» **Written exercise**: Locate the lines of the listing below that hold "React", then copy each of them.

==*==

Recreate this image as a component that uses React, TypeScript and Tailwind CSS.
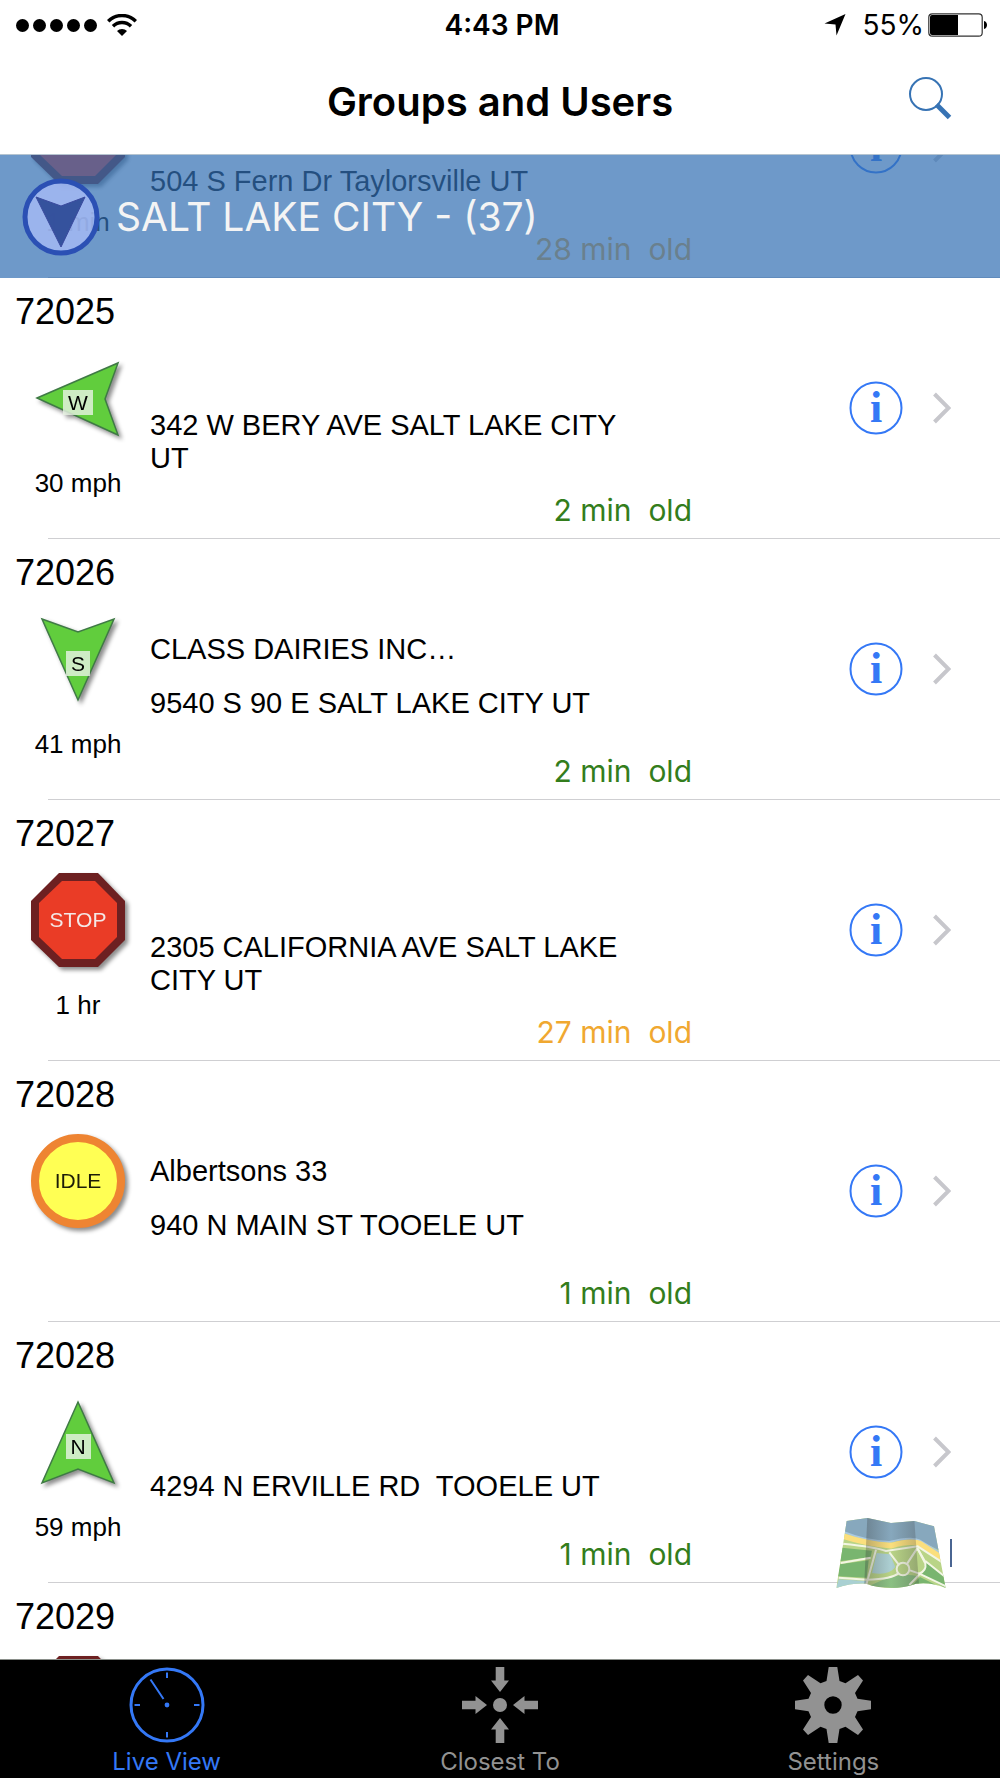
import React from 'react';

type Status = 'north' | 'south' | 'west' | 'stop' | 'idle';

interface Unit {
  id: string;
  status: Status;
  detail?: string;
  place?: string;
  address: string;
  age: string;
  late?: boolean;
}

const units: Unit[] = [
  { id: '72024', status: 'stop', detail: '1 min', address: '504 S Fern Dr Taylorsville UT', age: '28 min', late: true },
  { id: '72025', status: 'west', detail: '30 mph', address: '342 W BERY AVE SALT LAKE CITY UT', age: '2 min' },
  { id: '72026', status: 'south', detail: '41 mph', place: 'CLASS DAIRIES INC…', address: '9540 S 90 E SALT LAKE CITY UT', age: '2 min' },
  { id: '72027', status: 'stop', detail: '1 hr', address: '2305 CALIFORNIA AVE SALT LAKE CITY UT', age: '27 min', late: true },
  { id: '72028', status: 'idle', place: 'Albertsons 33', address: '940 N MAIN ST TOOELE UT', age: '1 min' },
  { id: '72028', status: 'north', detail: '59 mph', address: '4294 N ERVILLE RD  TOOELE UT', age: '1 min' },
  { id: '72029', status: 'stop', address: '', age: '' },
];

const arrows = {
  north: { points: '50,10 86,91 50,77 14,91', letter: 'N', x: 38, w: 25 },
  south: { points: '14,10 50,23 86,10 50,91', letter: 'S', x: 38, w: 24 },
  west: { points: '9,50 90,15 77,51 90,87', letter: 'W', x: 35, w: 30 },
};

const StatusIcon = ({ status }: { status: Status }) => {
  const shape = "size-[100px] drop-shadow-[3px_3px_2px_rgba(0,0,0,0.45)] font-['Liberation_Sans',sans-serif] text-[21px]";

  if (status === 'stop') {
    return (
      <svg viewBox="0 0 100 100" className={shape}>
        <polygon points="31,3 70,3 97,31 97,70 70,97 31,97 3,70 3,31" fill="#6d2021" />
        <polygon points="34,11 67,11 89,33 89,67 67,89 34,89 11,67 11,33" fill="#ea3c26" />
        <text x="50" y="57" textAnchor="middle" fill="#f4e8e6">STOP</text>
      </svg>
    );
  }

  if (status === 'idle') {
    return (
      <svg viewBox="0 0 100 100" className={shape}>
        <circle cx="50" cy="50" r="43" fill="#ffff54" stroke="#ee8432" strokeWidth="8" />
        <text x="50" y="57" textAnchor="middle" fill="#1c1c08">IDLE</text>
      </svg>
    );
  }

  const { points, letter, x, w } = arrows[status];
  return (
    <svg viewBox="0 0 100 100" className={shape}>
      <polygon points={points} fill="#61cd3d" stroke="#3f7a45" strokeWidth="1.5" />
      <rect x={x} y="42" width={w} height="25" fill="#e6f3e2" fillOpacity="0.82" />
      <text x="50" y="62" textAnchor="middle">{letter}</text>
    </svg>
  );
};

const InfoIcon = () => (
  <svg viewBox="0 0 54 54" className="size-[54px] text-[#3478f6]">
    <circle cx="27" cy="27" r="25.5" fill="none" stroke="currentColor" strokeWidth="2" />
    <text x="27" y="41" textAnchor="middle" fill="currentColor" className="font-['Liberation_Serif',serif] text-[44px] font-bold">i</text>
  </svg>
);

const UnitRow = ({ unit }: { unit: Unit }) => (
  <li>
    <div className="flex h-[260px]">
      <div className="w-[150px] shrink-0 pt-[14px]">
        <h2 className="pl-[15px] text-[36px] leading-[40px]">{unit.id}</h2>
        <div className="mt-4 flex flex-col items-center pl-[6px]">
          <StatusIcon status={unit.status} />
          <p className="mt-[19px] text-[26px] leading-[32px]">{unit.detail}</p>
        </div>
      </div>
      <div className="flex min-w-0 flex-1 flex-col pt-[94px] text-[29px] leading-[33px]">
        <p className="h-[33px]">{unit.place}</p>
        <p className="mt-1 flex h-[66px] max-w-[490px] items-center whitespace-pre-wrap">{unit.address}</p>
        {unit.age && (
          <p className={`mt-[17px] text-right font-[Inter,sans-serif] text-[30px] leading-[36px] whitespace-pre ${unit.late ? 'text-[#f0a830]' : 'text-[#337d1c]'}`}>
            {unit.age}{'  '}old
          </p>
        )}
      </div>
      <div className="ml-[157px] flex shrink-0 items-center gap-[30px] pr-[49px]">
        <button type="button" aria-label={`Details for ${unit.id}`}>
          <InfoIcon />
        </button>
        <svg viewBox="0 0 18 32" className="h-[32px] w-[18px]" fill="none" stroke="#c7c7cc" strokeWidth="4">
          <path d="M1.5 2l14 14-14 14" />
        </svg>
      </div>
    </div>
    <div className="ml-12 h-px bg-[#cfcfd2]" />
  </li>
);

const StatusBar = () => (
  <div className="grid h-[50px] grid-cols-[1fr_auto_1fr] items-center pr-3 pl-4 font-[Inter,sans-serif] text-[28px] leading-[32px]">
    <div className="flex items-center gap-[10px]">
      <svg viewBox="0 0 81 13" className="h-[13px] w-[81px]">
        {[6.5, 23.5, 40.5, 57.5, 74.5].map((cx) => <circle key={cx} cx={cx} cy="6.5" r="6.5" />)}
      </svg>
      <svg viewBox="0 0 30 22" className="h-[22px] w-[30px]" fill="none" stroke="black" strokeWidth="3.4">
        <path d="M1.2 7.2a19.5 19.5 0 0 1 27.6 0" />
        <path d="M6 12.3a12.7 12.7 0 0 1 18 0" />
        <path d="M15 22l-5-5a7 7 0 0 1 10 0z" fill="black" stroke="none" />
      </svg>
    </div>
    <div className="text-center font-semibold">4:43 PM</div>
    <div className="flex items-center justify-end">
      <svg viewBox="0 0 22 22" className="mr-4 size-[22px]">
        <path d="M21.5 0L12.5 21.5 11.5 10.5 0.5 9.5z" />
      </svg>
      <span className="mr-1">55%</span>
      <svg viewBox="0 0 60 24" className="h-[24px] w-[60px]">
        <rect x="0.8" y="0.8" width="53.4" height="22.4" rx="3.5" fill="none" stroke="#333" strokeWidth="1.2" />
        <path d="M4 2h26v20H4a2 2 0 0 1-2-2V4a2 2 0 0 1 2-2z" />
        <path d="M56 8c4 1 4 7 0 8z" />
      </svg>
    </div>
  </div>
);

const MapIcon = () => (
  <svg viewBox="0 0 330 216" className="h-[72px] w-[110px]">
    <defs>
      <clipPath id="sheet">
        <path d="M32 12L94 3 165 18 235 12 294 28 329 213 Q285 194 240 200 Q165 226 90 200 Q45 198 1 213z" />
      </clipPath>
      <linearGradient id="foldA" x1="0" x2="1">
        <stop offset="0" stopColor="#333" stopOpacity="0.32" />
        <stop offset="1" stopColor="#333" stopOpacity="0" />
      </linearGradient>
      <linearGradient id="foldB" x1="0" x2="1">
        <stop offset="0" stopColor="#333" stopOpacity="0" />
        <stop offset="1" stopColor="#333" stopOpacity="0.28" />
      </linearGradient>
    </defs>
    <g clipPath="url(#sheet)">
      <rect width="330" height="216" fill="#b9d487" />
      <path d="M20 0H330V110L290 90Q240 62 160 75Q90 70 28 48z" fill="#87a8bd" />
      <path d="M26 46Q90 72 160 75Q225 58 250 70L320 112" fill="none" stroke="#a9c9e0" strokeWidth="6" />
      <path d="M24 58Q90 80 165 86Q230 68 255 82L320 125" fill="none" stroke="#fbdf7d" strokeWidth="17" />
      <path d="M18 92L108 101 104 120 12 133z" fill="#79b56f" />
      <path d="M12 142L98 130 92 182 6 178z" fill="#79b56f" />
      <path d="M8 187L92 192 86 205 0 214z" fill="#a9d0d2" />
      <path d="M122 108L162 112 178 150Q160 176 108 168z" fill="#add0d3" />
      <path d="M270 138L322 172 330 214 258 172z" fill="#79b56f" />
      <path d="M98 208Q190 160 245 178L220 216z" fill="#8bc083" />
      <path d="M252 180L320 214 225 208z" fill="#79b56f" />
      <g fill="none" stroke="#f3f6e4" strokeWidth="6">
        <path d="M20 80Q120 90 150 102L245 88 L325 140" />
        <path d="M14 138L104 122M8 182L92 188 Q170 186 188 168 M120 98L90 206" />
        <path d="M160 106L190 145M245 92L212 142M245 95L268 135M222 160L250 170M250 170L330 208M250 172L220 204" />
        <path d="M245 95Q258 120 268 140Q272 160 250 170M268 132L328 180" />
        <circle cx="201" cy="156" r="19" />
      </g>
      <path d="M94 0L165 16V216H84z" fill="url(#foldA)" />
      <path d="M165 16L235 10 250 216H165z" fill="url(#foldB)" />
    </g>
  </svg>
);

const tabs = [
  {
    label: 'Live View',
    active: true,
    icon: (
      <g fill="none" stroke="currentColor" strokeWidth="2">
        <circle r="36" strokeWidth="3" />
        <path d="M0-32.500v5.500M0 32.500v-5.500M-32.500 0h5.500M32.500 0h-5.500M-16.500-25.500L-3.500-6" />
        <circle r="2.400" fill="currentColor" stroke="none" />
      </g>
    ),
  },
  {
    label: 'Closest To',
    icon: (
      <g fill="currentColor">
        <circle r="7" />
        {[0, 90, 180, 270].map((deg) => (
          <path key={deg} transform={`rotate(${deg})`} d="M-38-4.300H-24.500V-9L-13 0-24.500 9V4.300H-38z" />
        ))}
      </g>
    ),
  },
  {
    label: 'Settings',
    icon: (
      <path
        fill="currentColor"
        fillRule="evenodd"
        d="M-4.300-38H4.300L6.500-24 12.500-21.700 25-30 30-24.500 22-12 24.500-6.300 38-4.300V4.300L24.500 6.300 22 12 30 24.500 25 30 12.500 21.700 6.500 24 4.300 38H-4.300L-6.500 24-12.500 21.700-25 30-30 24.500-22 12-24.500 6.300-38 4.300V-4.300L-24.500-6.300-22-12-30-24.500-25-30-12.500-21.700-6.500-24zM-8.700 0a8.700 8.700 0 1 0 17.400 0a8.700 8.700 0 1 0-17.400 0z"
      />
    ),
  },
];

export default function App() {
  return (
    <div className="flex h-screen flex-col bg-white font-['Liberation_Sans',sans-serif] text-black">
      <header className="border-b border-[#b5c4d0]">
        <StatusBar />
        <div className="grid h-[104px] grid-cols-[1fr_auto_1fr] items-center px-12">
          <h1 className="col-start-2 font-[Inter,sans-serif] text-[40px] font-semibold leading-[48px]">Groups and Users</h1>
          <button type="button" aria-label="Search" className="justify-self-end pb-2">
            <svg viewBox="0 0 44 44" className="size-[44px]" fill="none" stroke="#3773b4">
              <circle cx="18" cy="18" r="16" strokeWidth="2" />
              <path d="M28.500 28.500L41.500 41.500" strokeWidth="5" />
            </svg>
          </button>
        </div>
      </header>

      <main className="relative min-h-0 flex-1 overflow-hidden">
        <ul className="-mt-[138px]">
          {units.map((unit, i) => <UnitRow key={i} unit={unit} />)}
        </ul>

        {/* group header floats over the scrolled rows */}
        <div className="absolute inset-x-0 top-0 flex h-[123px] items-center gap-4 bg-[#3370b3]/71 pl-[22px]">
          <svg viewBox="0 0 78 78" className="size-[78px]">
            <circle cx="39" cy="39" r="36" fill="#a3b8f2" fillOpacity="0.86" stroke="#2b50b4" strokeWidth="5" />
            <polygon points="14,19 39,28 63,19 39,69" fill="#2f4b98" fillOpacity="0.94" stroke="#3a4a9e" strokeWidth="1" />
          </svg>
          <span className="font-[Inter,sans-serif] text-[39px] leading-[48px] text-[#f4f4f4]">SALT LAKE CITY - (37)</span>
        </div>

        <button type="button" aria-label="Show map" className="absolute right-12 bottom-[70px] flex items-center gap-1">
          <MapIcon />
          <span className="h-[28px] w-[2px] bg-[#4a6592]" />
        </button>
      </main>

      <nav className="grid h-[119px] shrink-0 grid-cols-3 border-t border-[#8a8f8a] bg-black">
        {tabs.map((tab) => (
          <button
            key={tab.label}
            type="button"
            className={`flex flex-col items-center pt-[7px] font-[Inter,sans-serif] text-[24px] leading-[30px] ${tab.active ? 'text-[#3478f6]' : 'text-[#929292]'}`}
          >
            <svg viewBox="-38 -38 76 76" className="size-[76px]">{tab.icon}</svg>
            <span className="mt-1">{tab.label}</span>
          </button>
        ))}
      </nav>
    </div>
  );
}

==*==

» **Written answer**:
Recreate this image as a component that uses React, TypeScript and Tailwind CSS.
import React from 'react';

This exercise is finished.